Production averaged 691,000 barrels of oil equivalent per day, or BOE/d this quarter. Adjusted for asset sales that was 7% higher than last year's first quarter. That growth was fueled by the company's U.S. oil production, which surged 56% over the past year.
Leading the way was Devon Energy's Permian Basin assets, where production increased 36% over last year's first quarter and is up 9% over the past quarter. The other highlight was the company's newly acquired position in the Eagle Ford Shale. Production in the Eagle Ford averaged 49,000 BOE/d, however, that's expected to grow to a range of 65,000-70,000 by next quarter.
Surging oil production, along with higher commodity prices and lower costs, pushed Devon Energy's operating cash flow up 41% over the past year to $1.4 billion. That enabled the company to raise its quarterly dividend by 9% -- from $0.22 per share to $0.24 per share -- which is the ninth increase since 2004.
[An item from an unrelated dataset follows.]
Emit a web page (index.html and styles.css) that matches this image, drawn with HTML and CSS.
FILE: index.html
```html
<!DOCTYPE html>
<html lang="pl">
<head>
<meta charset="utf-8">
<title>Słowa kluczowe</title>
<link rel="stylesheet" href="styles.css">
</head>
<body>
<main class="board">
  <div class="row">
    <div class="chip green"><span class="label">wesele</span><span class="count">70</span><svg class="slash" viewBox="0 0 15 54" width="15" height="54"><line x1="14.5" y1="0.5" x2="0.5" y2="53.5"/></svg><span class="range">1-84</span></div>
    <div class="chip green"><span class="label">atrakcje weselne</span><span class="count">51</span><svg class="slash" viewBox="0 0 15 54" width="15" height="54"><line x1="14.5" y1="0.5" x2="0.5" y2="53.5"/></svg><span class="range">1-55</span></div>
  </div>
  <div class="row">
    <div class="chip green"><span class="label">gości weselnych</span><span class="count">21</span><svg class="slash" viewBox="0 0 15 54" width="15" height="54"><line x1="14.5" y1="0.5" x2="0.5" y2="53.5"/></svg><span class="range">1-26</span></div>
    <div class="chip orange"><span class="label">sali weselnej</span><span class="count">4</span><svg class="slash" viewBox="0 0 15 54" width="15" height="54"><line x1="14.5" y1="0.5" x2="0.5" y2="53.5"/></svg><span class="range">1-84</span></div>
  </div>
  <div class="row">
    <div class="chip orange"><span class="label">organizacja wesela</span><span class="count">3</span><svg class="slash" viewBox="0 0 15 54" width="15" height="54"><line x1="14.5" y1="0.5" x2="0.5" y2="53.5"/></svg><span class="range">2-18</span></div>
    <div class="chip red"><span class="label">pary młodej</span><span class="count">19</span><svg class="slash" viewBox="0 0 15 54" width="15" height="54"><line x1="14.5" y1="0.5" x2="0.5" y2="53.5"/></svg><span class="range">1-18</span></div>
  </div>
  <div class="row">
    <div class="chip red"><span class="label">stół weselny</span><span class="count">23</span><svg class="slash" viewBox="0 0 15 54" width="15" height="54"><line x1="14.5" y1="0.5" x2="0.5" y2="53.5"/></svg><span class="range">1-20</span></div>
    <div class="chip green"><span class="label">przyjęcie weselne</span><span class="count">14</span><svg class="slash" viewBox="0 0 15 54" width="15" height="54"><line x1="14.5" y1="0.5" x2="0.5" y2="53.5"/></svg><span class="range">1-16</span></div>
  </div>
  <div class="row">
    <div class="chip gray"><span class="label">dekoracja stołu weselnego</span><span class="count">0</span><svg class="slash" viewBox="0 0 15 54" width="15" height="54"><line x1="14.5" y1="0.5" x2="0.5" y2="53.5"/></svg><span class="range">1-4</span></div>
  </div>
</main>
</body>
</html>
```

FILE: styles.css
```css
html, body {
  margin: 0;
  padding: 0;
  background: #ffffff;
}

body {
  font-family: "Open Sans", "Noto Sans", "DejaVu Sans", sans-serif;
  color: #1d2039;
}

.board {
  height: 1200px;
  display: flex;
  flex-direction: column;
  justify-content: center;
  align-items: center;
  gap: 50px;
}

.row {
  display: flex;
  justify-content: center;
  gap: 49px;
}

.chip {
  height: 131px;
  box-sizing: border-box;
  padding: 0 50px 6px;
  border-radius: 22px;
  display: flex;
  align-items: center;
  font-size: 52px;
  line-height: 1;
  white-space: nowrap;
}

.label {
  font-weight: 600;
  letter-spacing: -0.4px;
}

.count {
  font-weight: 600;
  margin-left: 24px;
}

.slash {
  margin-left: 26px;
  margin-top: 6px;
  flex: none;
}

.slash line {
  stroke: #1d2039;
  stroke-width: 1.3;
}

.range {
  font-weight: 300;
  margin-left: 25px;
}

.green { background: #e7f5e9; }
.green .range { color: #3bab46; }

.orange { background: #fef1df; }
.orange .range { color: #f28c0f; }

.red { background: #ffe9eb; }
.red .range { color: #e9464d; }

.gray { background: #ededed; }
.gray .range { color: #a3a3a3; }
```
Devon Energy has made significant progress in high-grading its portfolio over the past year according to a statement made by CEO John Richels in the company's earnings release. He noted the the company's sale of non-core assets is being used to fund high growth assets like its new position in the Eagle Ford Shale. This is leading to "outstanding oil production growth" and "enhanced profitability," according to Richels. It's a trend that should only continue as the company continues to focus on its high-growth, high-margin U.S. oil assets.